Carbon credit rules tighten to increase credibility

The Integrity Council for the Voluntary Carbon Market has launched a disclosure framework for carbon credits as well as core principles for what counts as being high quality.

The assessment framework requires “comprehensive and accessible disclosure” by programs on how each project calculates and quantifies its emissions impact, and how it assesses additionality, and social and environmental impacts. This should include the spreadsheets each project uses to calculate its impact and set a baseline.

Crucially, carbon credits must show their positive sustainable development impacts, including on Indigenous Peoples and Local Communities, biodiversity, pollution, human rights, labor rights and gender equality.

The Core Carbon Principles (CCPs) state carbon credits must fund emissions reductions and removals that are: 

  • additional (generated by projects that would not have gone ahead without carbon credit funding); 
  • permanent; 
  • measured robustly and conservatively;
  • and counted only once.

They must support the transition to net zero and not lock in net-zero incompatible activities.

Programs that issue them must meet high standards of governance to ensure the overall quality of carbon credits; use a registry to uniquely identify and track each credit from issuance to retirement or cancellation; and have emissions reductions and removals verified by independent third-party experts.

See also: – Thailand boosts carbon credits to meet new net-zero goals

The CCPs have been developed with input from organizations across the voluntary carbon market and are “based on the latest science and best practice”, the Integrity Council said.

The Integrity Council will continue to collaborate with stakeholders to strengthen the CCPs over time, it added. A series of work programs will feed into the next version of the CCPs, due to be launched in 2025 and implemented in 2026. These will consider issues such as the implications of Corresponding Adjustments under Article 6 of the Paris Agreement, whether all carbon credit projects should make a contribution towards the UNFCCC Adaptation Fund, and how to further strengthen the sustainable development requirements.

Annette Nazareth, Integrity Council chair, said: “It’s clear we are not acting fast enough to address the climate crisis. We need every tool available working at full speed to secure a livable future and a high-integrity voluntary carbon market is one of those tools.

“Building a widely shared understanding of what high integrity means for carbon crediting programs and categories of carbon credits is a pre-condition for the development and growth of a viable and vibrant voluntary carbon market.”

The news has been welcomed by industry commentators. Amy Bann, SVP Supply & Ecosystem at Xpansiv, told ESG Clarity: “The publishing of the Integrity Council’s latest Core Carbon Principles is a positive step for the market. It has worked diligently to strike a balance between ambition and practical application to support carbon market quality and growth. These global frameworks are crucial to delivering market confidence.”

Market must evolve

The Integrity Council’s CCPs and assessment framework come as increased scrutiny is placed on the voluntary carbon market, which grew at its fastest ever pace in 2022.

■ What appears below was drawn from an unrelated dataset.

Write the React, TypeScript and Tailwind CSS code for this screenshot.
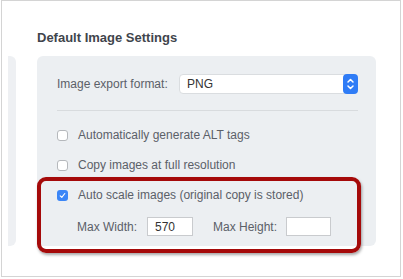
import React from 'react';

const font = { fontFamily: '"Liberation Sans", Arial, sans-serif' };

function Checkbox({ checked = false }: { checked?: boolean }) {
  if (checked) {
    return (
      <span className="flex h-[11px] w-[11px] items-center justify-center rounded-[3px] bg-[#3b86f7]">
        <svg width="7" height="7" viewBox="0 0 7 7">
          <path d="M1.2 3.8 L2.8 5.3 L5.8 1.5" fill="none" stroke="white" strokeWidth="1.1" strokeLinecap="round" strokeLinejoin="round" />
        </svg>
      </span>
    );
  }
  return <span className="h-[11px] w-[11px] rounded-[3px] border border-[#b5b8bc] bg-white" />;
}

function CheckRow({ label, checked }: { label: string; checked?: boolean }) {
  return (
    <div className="flex h-[30px] items-center gap-[10px]">
      <Checkbox checked={checked} />
      <span>{label}</span>
    </div>
  );
}

export default function App() {
  return (
    <div className="relative h-[279px] w-[403px] overflow-hidden bg-white text-[12px] text-[#5b6068]" style={font}>
      <div className="ml-px h-[277px] w-[400px] border border-[#d4d4d4] bg-white">
        <div className="pl-[35px] pt-[28px] text-[13px] font-bold leading-[17px] text-[#3f454c]">Default Image Settings</div>
        <div className="mt-[10px] flex items-start">
          <div className="ml-[6px] h-[190px] w-[8px] rounded-r-[6px] bg-[#eef0f3]" />
          <div className="ml-[21px] h-[190px] w-[339px] rounded-[6px] bg-[#eceff2] pl-[20px] pr-[18px] pt-[18px]">
            <div className="flex h-[20px] items-center">
              <span className="w-[122px]">Image export format:</span>
              <div className="flex h-[20px] flex-1 items-center justify-between rounded-[4px] border border-[#dadde0] bg-white pl-[7px]">
                <span className="text-[#333]">PNG</span>
                <span className="-mr-px flex h-[20px] w-[15px] items-center justify-center rounded-[4px] bg-[#2f7cf6]">
                  <svg width="9" height="14" viewBox="0 0 9 14">
                    <path d="M2 5 L4.5 2.5 L7 5 M2 9 L4.5 11.5 L7 9" fill="none" stroke="white" strokeWidth="1.5" strokeLinecap="round" strokeLinejoin="round" />
                  </svg>
                </span>
              </div>
            </div>
            <div className="mt-[16px] h-px bg-[#d8dbde]" />
            <div className="mt-[9px]">
              <CheckRow label="Automatically generate ALT tags" />
              <CheckRow label="Copy images at full resolution" />
              <CheckRow label="Auto scale images (original copy is stored)" checked />
            </div>
            <div className="mt-[7px] flex h-[19px] items-center pl-[20px]">
              <span className="w-[70px]">Max Width:</span>
              <span className="flex h-[19px] w-[46px] items-center border border-[#c9cbce] bg-white pl-[7px] text-[#333]">570</span>
              <span className="ml-[20px] w-[73px]">Max Height:</span>
              <span className="h-[19px] w-[45px] border border-[#c9cbce] bg-white" />
            </div>
          </div>
        </div>
      </div>
      <div className="absolute left-[37px] top-[177px] h-[76px] w-[324px] rounded-[9px] border-[4px] border-[#a50a0a] shadow-[1px_2px_3px_rgba(0,0,0,0.35)]" />
    </div>
  );
}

“The voluntary carbon market must evolve at a quicker pace than ever before to maintain public confidence in its ability to meaningfully contribute to the global goal of net zero by 2050,” a recent paper, The Evolving Voluntary Carbon Market, from the International Emissions Trading Association, said.

Carbon credit markets are challenged by the lack of a single overarching governance system and a common set of standards and definitions, the paper found, but it said stakeholders such as the Integrity Council, the Voluntary Carbon Market Integrity initiative and the International Carbon Reduction and Offset Accreditation are taking action to create commonly accepted benchmarks that should boost confidence.